More often the debates take the form of priority issues. Most ideas are regarded as good ones, but they can’t all be implemented at once. So the protagonists of the various education reforms line up like competing football teams, but instead of getting on with the game, squabble over which pitch to play on. Nursery v primary, higher education v lower, university v polytechnic, vocational courses v liberal arts courses, etc. In addition to these the age-old, sterile debate about whether education means to “draw out” or to “stuff in” continues. Currently the stuffer-in seem to be losing ground in terms of educational techniques. What the educationists do not appear to realise, and what the Socialist will always be at pains to point out, is that any discussion on education cannot be divorced from the function of the education system within capitalist society.
Capitalism is a world-wide economic system (i.e. Russia and China too) based on private or state ownership of wealth and the means of producing wealth. Education within that framework has a certain well-defined role. One of the definitions of the word “education”, in the Oxford English Dictionary, is “preparation for the work of life.” In other words, education under capitalism is the process of training the working class (that section of the community that has to sell its abilities to work for a wage or salary in order to live) for work. The type and amount of training that the workers will be given (forced to undergo) depends, looking at capitalist society as a whole, on the technological level of society. It did not matter much a hundred years ago (to the capitalist) if workers could not read or write. Now literacy is demanded for the workers. As one “educational sociologist’’ has put it: “The literate factory operative, for example, is not only better able to follow instructions and undertake new tasks but has been trained in the school in habits of order and discipline.” (The Sociology of Education, Olive Banks). Most jobs now require that workers have at least a good basic ability in reading, writing and mathematics.
As well as ensuring that there is a work force adequately trained to cope with the difficulties of production at all levels, the education system also fulfils several other basic functions for capitalist society. It disciplines children into creatures able to control the frustrations that will inevitably arise when faced with dull repetitive processes for forty years. In spreading the education catchment to all children a mass education system also ensures (so far as possible within its own limited horizons) that whatever ability is available to capitalist society gets some sort of chance. The reformists in the education world hail this as their golden land of “equal opportunity.” All it means is that clever children get to the top (where capitalism needs them) instead of just rich ones. The vast majority are still where they will remain all their lives — underneath.
Without this wide spreading of the net, technological advance would not continue. And without technological advance, individual sections of competing capitalist groups (countries) would not remain competitive. The competition between the various nations to sell goods on the world market at a profit, also demands that the workers’ education be continually intensified to create those who are going to be able to produce the technological advance that capitalist society requires. Economists, with callous indifference to the interests of those involved, now call the education process “an investment in human capital.” Above all, the education system has to instil in workers the values, prejudices and concepts of capitalist society. True that society needs some of its workers to think, invent, create etc. But the inventions, thoughts or creations of workers must be channelled into lines conductive to the smooth functioning of a market society.

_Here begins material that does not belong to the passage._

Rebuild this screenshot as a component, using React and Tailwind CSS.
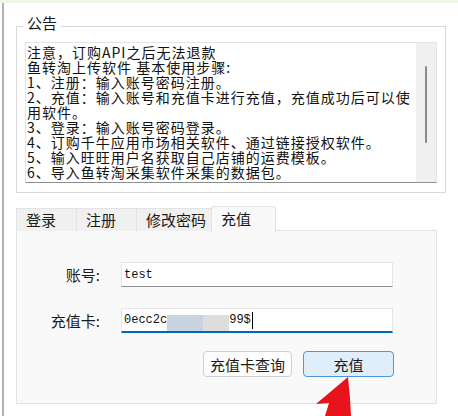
import React from 'react'

const notice = [
  '注意，订购API之后无法退款',
  '鱼转淘上传软件 基本使用步骤:',
  '1、注册：输入账号密码注册。',
  '2、充值：输入账号和充值卡进行充值，充值成功后可以使',
  '用软件。',
  '3、登录：输入账号密码登录。',
  '4、订购千牛应用市场相关软件、通过链接授权软件。',
  '5、输入旺旺用户名获取自己店铺的运费模板。',
  '6、导入鱼转淘采集软件采集的数据包。',
]

const tabs = [
  { label: '登录', w: 'w-[61px]' },
  { label: '注册', w: 'w-[61px]' },
  { label: '修改密码', w: 'w-[76px]' },
]

const NoticeBox = () => (
  <fieldset className="w-[430px] mt-[12px] border border-[#d9d9d9] p-0 m-0 min-w-0">
    <legend className="ml-[6px] px-[4px] pb-[7px] text-[15px] leading-[15px] text-[#1a1a1a]">公告</legend>
    <div className="ml-[8px] mt-[5px] mb-[9px] w-[412px] h-[141px] bg-white border border-[#e3e3e3] border-b-[#8e8e8e] flex overflow-hidden">
      <div className="flex-1 pt-[2px] pl-[1px] text-[14px] tracking-[1px] leading-[15px] text-[#111] overflow-hidden">
        {notice.map((line, i) => (
          <div key={i} className="whitespace-nowrap">{line}</div>
        ))}
      </div>
      <div className="w-[20px] bg-[#f0f0f0] flex justify-center pt-[23px]">
        <div className="w-[2px] h-[77px] bg-[#8a8a8a] rounded-full" />
      </div>
    </div>
  </fieldset>
)

const Field = ({ label, children, focused, className = '' }) => (
  <div className={`flex items-center h-[25px] ${className}`}>
    <div className="w-[83px] text-right text-[15px] leading-[15px] text-[#1a1a1a]">{label}</div>
    <div
      className={`ml-[21px] w-[272px] h-[25px] bg-white border border-[#e5e5e5] flex items-stretch pl-[2px] font-['Liberation_Mono',monospace] text-[12px] text-[#111] ${
        focused ? 'border-b-2 border-b-[#0067c0]' : 'border-b-[#8c8c8c]'
      }`}
    >
      {children}
    </div>
  </div>
)

export default function App() {
  return (
    <div className="relative w-[458px] h-[416px] overflow-hidden bg-white flex flex-col font-['Noto_Sans_CJK_SC','Noto_Sans',sans-serif]">
      <div className="h-[3px] bg-[#eef6e4]" />
      <div className="flex-1 flex">
        <div className="ml-[2px] w-[2px] bg-[#b0b0b0]" />
        <div className="pl-[12px] flex flex-col">
          <NoticeBox />

          <div className="mt-[12px] flex items-end h-[26px] relative z-10">
            {tabs.map((t, i) => (
              <div
                key={t.label}
                className={`${t.w} h-[23px] ${i > 0 ? '-ml-[1px]' : ''} bg-[#f0f0f0] border border-b-0 border-[#e3e3e3] pl-[9px] flex items-center text-[15px] text-[#1a1a1a]`}
              >
                {t.label}
              </div>
            ))}
            <div className="-ml-[1px] w-[65px] h-[26px] bg-[#f9f9f9] border border-b-0 border-[#e3e3e3] rounded-t-[3px] pl-[9px] flex items-center text-[15px] text-[#1a1a1a] translate-y-[1px]">
              充值
            </div>
          </div>

          <div className="-mt-[1px] w-[421px] h-[174px] bg-[#f9f9f9] border border-[#e3e3e3] flex flex-col pt-[31px]">
            <Field label="账号:">
              <span className="self-center">test</span>
            </Field>
            <Field label="充值卡:" focused className="mt-[21px]">
              <span className="self-center">0ecc2c</span>
              <div className="self-end w-[36px] h-[16px] bg-[#c8d5e1]" />
              <div className="self-end w-[26px] h-[16px] bg-[#dddddd]" />
              <span className="self-center">99$</span>
              <div className="self-center ml-[1px] w-[1px] h-[17px] bg-black" />
            </Field>
            <div className="mt-[18px] flex justify-end gap-[11px] pr-[42px]">
              <button className="w-[89px] h-[26px] bg-[#fdfdfd] border border-[#d0d0d0] rounded-[4px] text-[15px] text-[#1a1a1a] leading-none">
                充值卡查询
              </button>
              <button className="w-[91px] h-[26px] bg-[#e0eefa] border border-[#4c97da] rounded-[4px] text-[15px] text-[#1a1a1a] leading-none">
                充值
              </button>
            </div>
          </div>
        </div>
      </div>

      <svg className="absolute left-0 top-0 pointer-events-none" width="458" height="416" viewBox="0 0 458 416">
        <polygon points="348,377 316,404 329,403 325,416 351,416 350,398" fill="#e8141c" />
      </svg>
    </div>
  )
}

It is this fundamental point about the purpose of the education system that all the do-gooders and reformists in the education world will never remember. Education as a commodity of capitalist society is not given away to provide some sort of elusive happiness for workers. It is there to ensure that the system of society as at present constituted continues, and from the point of view of the capitalist, improves. Once this is remembered, it becomes clear why not only the teaching methods, but also the subject matter is linked with the status quo. Possibly the best example of this is in the teaching of economics in schools and universities. Economics should be the study of how society works. But if that were taught the recipients might start to question a system that so obviously works against the interests of the vast majority. So instead, economics is taught as a collection of ludicrous theories. None of them bears any resemblance to the real world outside the class room.

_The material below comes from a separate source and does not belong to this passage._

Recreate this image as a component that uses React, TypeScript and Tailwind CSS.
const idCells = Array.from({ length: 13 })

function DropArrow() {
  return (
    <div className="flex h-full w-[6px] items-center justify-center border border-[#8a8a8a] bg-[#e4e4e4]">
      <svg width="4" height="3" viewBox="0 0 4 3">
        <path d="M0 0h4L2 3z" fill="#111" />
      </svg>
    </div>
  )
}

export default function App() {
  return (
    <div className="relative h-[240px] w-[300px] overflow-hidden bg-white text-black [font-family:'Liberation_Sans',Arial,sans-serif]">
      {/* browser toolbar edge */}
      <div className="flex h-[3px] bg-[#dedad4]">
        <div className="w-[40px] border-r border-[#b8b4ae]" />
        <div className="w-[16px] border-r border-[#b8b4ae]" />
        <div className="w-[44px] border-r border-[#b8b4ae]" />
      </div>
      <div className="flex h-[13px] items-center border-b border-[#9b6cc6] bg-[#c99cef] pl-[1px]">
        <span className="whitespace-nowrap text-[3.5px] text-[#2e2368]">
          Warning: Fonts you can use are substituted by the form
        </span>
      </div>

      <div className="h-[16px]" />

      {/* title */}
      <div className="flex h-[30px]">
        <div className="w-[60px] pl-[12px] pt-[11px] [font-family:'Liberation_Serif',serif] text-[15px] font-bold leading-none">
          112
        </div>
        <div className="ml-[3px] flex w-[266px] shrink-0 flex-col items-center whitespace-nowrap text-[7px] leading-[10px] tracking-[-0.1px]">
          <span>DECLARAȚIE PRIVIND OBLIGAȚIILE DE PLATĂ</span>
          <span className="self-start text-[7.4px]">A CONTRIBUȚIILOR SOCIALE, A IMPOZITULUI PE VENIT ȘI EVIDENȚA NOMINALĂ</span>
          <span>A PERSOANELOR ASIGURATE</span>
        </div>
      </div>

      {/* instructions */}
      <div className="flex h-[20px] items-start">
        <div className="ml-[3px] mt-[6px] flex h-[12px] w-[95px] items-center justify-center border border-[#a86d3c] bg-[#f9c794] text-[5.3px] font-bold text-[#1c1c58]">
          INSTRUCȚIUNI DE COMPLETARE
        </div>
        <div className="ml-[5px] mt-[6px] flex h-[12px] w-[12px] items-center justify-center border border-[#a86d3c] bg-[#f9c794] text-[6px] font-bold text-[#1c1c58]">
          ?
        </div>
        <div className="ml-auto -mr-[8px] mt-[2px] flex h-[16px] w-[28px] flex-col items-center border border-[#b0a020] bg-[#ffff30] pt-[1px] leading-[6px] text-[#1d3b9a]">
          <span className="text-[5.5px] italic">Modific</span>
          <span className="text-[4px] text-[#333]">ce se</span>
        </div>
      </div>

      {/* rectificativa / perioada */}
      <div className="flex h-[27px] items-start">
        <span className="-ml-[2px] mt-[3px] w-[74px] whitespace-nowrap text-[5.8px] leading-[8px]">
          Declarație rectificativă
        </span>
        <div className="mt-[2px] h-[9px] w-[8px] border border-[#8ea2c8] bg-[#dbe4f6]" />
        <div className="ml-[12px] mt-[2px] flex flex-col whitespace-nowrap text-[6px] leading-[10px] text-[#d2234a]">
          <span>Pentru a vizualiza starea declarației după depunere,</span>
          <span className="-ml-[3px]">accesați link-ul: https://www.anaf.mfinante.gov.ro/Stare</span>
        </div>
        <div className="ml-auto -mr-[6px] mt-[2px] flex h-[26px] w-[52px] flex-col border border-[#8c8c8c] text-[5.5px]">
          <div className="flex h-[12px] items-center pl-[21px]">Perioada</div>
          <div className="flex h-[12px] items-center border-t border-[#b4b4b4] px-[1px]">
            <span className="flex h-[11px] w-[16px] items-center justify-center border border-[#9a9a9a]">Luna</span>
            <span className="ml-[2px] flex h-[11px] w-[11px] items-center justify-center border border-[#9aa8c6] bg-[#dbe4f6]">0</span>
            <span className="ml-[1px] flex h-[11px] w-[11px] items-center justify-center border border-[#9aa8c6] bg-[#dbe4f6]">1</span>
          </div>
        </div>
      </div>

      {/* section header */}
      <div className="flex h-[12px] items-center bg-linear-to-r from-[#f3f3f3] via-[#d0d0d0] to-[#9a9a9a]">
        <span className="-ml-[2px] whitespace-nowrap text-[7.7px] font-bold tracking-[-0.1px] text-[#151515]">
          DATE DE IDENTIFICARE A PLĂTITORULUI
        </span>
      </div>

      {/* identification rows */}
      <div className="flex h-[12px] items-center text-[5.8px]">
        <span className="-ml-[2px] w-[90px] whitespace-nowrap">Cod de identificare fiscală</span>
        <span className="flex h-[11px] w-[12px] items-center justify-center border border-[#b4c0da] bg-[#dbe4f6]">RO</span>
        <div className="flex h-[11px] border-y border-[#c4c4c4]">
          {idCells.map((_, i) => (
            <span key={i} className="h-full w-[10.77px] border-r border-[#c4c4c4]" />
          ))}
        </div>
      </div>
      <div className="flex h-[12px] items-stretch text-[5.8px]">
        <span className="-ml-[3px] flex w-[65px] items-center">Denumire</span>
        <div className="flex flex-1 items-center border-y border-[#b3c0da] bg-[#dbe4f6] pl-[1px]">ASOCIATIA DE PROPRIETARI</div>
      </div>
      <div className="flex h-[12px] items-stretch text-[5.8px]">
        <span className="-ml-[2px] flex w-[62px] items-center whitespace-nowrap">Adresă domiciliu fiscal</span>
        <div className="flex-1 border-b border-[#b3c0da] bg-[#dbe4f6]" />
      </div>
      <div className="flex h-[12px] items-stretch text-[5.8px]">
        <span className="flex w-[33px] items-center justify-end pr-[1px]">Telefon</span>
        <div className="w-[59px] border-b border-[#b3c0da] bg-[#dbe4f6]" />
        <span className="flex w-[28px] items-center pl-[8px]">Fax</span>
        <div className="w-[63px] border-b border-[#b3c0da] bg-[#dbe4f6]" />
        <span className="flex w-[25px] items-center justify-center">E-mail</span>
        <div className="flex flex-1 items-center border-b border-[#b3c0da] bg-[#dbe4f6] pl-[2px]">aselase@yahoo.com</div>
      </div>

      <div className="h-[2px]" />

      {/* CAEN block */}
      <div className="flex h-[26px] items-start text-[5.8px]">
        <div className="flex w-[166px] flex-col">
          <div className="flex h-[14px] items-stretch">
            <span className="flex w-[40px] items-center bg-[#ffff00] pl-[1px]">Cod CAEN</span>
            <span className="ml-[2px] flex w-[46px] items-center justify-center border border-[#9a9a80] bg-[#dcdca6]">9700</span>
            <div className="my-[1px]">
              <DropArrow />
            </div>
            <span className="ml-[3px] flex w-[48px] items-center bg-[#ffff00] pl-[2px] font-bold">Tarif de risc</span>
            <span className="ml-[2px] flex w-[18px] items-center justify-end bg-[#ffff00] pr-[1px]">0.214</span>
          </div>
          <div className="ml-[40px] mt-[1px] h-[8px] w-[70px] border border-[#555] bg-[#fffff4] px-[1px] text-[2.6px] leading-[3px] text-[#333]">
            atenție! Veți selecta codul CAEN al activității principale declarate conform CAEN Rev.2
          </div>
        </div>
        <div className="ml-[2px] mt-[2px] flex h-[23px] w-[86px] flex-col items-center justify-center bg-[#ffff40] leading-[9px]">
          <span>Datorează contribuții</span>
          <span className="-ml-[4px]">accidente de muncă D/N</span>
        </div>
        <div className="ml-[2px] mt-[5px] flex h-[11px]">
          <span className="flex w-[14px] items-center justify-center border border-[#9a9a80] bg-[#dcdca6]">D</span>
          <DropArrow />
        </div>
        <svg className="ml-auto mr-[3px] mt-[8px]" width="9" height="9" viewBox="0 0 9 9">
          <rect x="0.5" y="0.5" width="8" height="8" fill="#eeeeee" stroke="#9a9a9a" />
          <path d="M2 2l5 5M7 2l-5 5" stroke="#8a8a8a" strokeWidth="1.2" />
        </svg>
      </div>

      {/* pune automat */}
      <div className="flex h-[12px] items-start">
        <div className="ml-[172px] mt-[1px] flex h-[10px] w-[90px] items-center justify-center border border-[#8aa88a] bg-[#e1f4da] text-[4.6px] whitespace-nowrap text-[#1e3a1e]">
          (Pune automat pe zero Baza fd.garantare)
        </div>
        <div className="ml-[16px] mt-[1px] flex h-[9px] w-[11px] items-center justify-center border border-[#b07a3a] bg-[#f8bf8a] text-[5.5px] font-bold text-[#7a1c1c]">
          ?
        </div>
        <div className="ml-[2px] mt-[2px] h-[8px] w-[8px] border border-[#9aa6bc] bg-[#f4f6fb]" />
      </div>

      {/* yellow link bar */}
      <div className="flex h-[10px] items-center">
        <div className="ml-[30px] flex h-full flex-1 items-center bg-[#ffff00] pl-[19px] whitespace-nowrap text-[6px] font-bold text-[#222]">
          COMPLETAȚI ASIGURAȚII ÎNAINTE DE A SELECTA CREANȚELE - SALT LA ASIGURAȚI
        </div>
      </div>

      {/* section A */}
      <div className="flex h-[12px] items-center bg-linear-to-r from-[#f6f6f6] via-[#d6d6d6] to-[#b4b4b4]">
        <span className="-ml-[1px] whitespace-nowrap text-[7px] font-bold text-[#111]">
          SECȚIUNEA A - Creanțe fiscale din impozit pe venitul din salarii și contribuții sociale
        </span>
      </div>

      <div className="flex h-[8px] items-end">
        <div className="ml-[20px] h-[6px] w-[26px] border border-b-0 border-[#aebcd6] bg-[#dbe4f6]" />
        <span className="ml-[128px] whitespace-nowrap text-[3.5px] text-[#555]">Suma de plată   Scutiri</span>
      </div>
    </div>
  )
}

Some of the obvious pieces of ideological double-think in standard school and college economics are:
- That resources are scarce (they are plentiful — it is just under capitalism production and therefore consumption are restricted to what can be sold at a profit);
- That governments somehow play a neutral rôle in the economics they are supposed to control, in that government action is aimed at producing the best results for all in society — this ignores the fact that society is divided into two classes (capitalist and working) and the interests of the two classes are diamertically opposed, what is good for one must be bad for the others. And, most absurd of all.
- that given certain (impossible) conditions, capitalism’s price mechanism leads to resources being distributed in the best interests of society.

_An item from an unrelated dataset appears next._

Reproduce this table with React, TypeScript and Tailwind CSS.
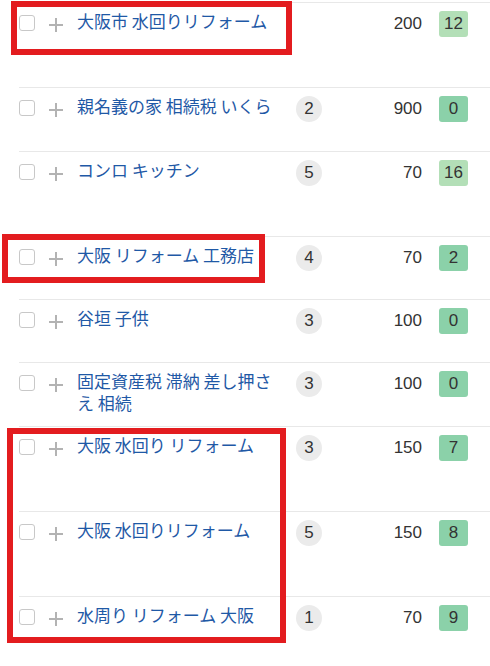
import React from "react";

type Row = {
  text: string;
  count?: number;
  volume: number;
  score: number;
  light?: boolean;
  h: string;
};

const rows: Row[] = [
  { text: "大阪市 水回りリフォーム", volume: 200, score: 12, light: true, h: "h-[85px]" },
  { text: "親名義の家 相続税 いくら", count: 2, volume: 900, score: 0, h: "h-[64px]" },
  { text: "コンロ キッチン", count: 5, volume: 70, score: 16, light: true, h: "h-[85px]" },
  { text: "大阪 リフォーム 工務店", count: 4, volume: 70, score: 2, h: "h-[63px]" },
  { text: "谷垣 子供", count: 3, volume: 100, score: 0, h: "h-[63px]" },
  { text: "固定資産税 滞納 差し押さえ 相続", count: 3, volume: 100, score: 0, h: "h-[64px]" },
  { text: "大阪 水回り リフォーム", count: 3, volume: 150, score: 7, h: "h-[85px]" },
  { text: "大阪 水回りリフォーム", count: 5, volume: 150, score: 8, h: "h-[85px]" },
  { text: "水周り リフォーム 大阪", count: 1, volume: 70, score: 9, h: "h-[85px]" },
];

function Plus() {
  return (
    <svg width="14" height="14" viewBox="0 0 14 14" className="block">
      <path d="M7 0V14M0 7H14" stroke="#b3b3b3" strokeWidth="2" />
    </svg>
  );
}

const num = { fontFamily: '"Liberation Sans", Arial, sans-serif' };

export default function App() {
  return (
    <div
      className="relative w-[490px] h-[666px] overflow-hidden bg-white"
      style={{ fontFamily: '"Noto Sans CJK JP", "Noto Sans", sans-serif' }}
    >
      <div className="h-[2px]" />
      {rows.map((r, i) => (
        <div
          key={i}
          className={`ml-[19px] border-t border-[#e8e8e8] flex items-start ${r.h}`}
        >
          <div className="w-4 h-4 mt-[12px] rounded-[3px] border border-[#c8c8c8] bg-white shrink-0" />
          <div className="ml-[14px] mt-[15px] shrink-0">
            <Plus />
          </div>
          <div className="ml-[14px] w-[205px] mt-[7px] text-[17px] leading-[22px] text-[#1f59a6] shrink-0">
            {r.text}
          </div>
          <div className="ml-[14px] w-[26px] mt-[8px] shrink-0">
            {r.count !== undefined && (
              <div
                className="w-[26px] h-[26px] rounded-full bg-[#ebebeb] flex items-center justify-center text-[17px] text-[#333]"
                style={num}
              >
                {r.count}
              </div>
            )}
          </div>
          <div
            className="w-[100px] mt-[10px] text-right text-[17px] leading-[22px] text-[#333] shrink-0"
            style={num}
          >
            {r.volume}
          </div>
          <div
            className={`ml-[17px] mt-[8px] w-[29px] h-[26px] rounded-[3px] flex items-center justify-center text-[17px] text-[#333] shrink-0 ${
              r.light ? "bg-[#b3dfb7]" : "bg-[#8bd1a9]"
            }`}
            style={num}
          >
            {r.score}
          </div>
        </div>
      ))}

      <div className="absolute left-[11px] top-[1px] w-[281px] h-[54px] border-[6px] border-[#e31c1f] pointer-events-none" />
      <div className="absolute left-[2px] top-[234px] w-[263px] h-[49px] border-[6px] border-[#e31c1f] pointer-events-none" />
      <div className="absolute left-[7px] top-[428px] w-[279px] h-[215px] border-[6px] border-[#e31c1f] pointer-events-none" />
    </div>
  );
}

This appalling distortion and intellectual juggling that takes place in many subjects (not just economics) can only occur in an educational system geared not to imparting knowledge but to ensuring the smooth running of private property society. This results in children very largely being forced to learn what capitalist society wants them to know. The Badger in The Wind in the Willows neatly summed up the objects of capitalist education: “We don’t want to teach ’em . . . We want to learn ’em — learn ’em. learn ’em. And what’s more we’re going to do it.”
Educationists, like all reformists, have to realise that the particular social problem with which they are concerned cannot have its contradictions ironed out whilst the causes of those contradictions remain intact. Because capitalist society has as its aim, in producing anything, sale with a view to profit (even if only indirectly, as in education) it cannot take into account the satisfaction of human requirements, where no profit is to be made. And the education system, being but a limb of that society, can only function according to the requirements of that society. The net result as in all aspects of life under capitalism is that workers as a whole have a standard of education (and living) far below society’s possibilities. Those at the very bottom of the ladder end up illiterate.
When mankind ends capitalism, and by its own conscious action replaces it with Socialism, wealth that is produced will be freely available to ail in society. Free access to everything will include free access to knowledge. Education as a process of finding out about the total human environment, will not be an action limited to sections of people’s lives, when forced to learn. Instead, there will be nothing to prevent man’s natural curiosity about the world he lives in continuing to be fulfilled all his life. Like everything else, education will be available to satisfy man’s needs, not as now, for continuing the even running of a system of society that deprives the vast majority of fulfilling life.